Et qu’est-ce que vous faites, en général, dans ce mouvement ?
L’idée générale est d’inspirer les gens à occuper les lieux publics qui sont inutilisés, et qui pourraient être des lieux de partage, où les gens pourraient se rencontrer, organiser des activités… Mais ils ne le sont pas aujourd’hui au Brésil, les personnes n’ont pas encore réussi à créer une relation avec l’espace public, parce qu’ils ont peur, parce qu’ils le pensent dangereux… Et ainsi l’extérieur reste hostile, et c’est comme ça qu’il devient réellement dangereux, quand il n’y a personne dehors. L’idée de Canteiros Coletivos est donc de réinvestir ces lieux et de faire naître chez les gens un attachement à l’espace public. Pour ça, on fait différentes actions, notamment de plantations de plantes comestibles, ou bien encore de décoration florales et artistiques… L’idée c’est que nous ne fassions pas cela tous seuls pour chaque quartier de Salvador, mais que les habitants des quartiers s’approprient cette idée et s’en inspirent pour créer des choses dehors, monter des collectifs, récupérer ces espaces et puissent les utiliser pour mettre en place des choses communes. Pour qu’ils puissent faire vivre ces espaces et permettent à la rue de devenir un endroit libre, ouvert.

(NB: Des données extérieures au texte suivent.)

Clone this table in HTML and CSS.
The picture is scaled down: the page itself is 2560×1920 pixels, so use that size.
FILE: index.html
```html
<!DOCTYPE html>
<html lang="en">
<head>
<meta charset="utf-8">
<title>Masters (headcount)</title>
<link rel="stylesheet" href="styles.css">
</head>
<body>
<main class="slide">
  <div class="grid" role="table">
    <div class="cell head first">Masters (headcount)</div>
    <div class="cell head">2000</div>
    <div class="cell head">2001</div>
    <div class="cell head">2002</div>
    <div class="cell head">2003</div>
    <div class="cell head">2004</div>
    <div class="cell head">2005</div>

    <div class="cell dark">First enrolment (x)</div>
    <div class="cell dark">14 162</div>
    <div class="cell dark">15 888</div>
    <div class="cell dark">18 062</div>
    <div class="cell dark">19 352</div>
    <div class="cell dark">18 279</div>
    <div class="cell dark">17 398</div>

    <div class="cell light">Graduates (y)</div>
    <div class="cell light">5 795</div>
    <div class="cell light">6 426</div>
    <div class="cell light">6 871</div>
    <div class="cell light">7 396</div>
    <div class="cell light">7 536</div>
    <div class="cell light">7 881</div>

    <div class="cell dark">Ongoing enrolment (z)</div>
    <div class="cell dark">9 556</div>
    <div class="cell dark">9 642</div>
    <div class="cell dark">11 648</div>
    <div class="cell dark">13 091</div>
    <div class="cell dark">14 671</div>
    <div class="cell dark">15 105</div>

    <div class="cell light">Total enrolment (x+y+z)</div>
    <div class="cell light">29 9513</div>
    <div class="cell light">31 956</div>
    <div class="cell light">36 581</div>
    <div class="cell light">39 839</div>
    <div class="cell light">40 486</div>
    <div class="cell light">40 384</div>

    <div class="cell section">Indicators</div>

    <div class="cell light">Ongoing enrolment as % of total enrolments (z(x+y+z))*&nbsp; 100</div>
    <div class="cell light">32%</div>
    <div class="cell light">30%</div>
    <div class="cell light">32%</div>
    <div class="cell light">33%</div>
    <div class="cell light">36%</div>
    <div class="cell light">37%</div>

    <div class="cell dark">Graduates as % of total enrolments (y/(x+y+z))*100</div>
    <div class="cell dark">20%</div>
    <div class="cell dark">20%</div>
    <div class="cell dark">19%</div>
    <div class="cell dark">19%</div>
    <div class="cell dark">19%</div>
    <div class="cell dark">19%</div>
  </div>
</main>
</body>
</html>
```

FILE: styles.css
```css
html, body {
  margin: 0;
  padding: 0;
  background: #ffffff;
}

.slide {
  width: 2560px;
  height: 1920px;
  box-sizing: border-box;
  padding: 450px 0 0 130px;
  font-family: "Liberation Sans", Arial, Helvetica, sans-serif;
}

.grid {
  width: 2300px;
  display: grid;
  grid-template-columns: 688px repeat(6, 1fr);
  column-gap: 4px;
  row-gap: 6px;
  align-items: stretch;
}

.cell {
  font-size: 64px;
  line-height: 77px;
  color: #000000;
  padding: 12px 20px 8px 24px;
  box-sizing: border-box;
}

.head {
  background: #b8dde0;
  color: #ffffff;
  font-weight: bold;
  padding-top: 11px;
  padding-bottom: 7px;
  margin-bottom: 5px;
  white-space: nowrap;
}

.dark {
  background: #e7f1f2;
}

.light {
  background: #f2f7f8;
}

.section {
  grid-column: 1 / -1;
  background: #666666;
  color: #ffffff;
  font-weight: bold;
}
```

Pourquoi faites-vous cela ?
En fait, ce qui m’a inspirée au début, c’est que je voyais qu’il y avait beaucoup de détritus dans les espaces qui devraient être des espaces verts, et je regardais toujours ces espaces en me disant que, à la place de ces déchets, il pourrait y avoir de la végétation, des fruits, des fleurs, de la vie… Et ainsi je suis restée pendant longtemps à penser à ça de mon côté. Et quand finalement j’ai réussi à me mettre en contact avec des groupes de Salvador, j’ai alors pris conscience qu’il y avait en fait beaucoup de monde qui pensaient comme moi, et que ce serait bien mieux de se regrouper pour travailler concrètement à changer les choses.
Est-ce que vous qualifieriez votre mouvement d’ “engagé” ? Et si oui, pourquoi ?

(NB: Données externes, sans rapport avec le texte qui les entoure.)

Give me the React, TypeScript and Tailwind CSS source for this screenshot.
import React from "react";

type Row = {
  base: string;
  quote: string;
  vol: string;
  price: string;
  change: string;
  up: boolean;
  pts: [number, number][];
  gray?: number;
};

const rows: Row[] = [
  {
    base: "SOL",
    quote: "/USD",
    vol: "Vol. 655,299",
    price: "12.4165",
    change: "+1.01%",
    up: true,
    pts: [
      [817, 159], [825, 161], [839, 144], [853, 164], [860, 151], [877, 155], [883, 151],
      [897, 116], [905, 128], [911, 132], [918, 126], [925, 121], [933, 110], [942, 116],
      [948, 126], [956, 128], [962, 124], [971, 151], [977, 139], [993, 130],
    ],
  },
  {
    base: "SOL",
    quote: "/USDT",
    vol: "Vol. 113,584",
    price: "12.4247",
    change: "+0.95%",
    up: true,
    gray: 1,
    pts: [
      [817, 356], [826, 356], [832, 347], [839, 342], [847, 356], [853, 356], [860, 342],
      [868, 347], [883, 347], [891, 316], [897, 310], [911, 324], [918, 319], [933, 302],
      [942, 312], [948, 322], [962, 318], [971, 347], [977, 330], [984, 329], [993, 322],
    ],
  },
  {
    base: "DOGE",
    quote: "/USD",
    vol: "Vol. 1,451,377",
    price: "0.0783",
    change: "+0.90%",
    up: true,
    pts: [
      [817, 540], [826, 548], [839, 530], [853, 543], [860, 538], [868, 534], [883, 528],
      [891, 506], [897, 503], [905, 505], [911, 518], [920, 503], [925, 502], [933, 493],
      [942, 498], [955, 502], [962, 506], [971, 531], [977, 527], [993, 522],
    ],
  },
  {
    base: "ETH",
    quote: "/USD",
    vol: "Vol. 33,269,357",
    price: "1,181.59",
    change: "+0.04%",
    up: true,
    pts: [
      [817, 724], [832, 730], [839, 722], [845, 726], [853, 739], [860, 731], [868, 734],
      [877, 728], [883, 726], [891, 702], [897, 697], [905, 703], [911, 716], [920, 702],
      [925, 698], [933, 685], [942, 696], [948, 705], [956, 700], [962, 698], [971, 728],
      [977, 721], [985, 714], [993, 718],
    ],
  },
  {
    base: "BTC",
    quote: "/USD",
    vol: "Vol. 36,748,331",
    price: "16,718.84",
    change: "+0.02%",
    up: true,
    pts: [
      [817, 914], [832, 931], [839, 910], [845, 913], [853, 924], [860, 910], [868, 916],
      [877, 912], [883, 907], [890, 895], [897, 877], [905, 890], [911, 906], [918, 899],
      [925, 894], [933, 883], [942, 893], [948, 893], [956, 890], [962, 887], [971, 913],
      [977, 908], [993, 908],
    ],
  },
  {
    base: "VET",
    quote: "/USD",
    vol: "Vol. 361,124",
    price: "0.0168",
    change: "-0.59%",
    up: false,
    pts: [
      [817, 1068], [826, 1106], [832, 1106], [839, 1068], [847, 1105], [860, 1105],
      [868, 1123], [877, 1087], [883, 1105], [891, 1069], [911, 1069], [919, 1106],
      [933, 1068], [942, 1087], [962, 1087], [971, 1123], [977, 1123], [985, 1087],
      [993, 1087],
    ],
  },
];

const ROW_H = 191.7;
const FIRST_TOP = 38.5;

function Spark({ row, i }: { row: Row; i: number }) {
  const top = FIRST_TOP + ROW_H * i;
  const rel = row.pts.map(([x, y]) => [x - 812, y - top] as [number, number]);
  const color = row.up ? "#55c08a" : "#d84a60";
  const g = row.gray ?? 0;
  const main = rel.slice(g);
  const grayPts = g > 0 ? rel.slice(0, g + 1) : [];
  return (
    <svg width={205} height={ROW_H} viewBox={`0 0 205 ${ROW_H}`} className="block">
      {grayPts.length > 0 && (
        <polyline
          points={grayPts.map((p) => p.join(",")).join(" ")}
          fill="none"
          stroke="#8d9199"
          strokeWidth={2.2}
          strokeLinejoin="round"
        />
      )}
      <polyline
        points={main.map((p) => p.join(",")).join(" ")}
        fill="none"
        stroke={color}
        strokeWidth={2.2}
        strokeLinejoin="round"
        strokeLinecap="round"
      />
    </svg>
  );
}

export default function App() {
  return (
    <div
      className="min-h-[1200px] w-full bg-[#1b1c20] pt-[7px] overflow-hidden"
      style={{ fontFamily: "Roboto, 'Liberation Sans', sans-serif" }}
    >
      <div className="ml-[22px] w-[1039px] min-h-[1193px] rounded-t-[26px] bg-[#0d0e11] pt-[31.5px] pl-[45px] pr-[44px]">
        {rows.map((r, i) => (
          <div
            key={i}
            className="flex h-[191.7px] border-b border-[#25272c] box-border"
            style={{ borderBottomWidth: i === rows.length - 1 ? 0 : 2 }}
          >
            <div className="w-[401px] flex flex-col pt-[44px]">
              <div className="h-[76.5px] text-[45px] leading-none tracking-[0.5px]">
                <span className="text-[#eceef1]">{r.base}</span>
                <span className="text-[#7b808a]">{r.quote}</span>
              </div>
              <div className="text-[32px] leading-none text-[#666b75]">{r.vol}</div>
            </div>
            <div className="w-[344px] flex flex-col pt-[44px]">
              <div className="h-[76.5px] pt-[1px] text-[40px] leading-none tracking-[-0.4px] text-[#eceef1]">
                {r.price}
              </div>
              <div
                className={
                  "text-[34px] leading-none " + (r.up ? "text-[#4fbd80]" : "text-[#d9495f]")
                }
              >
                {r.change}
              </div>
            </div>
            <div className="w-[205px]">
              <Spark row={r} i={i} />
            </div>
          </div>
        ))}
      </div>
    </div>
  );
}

Oui, bien sûr, parce que sans engagement, il n’existerait tout simplement pas ! L’objectif même de Canteiros Coletivos est d’inspirer l’engagement citoyen pour changer les choses à l’échelle de la ville. Des fois, quand on arrive dans des espaces verts on se rend compte que des gens ont déjà planté et fait des choses là, et c’est merveilleux, parce que ça montre qu’on n’est pas tous seuls, mais que d’autres personnes ont aussi cette volonté de redonner à l’espace public sa fonction première. C’est exactement ça qu’on cherche.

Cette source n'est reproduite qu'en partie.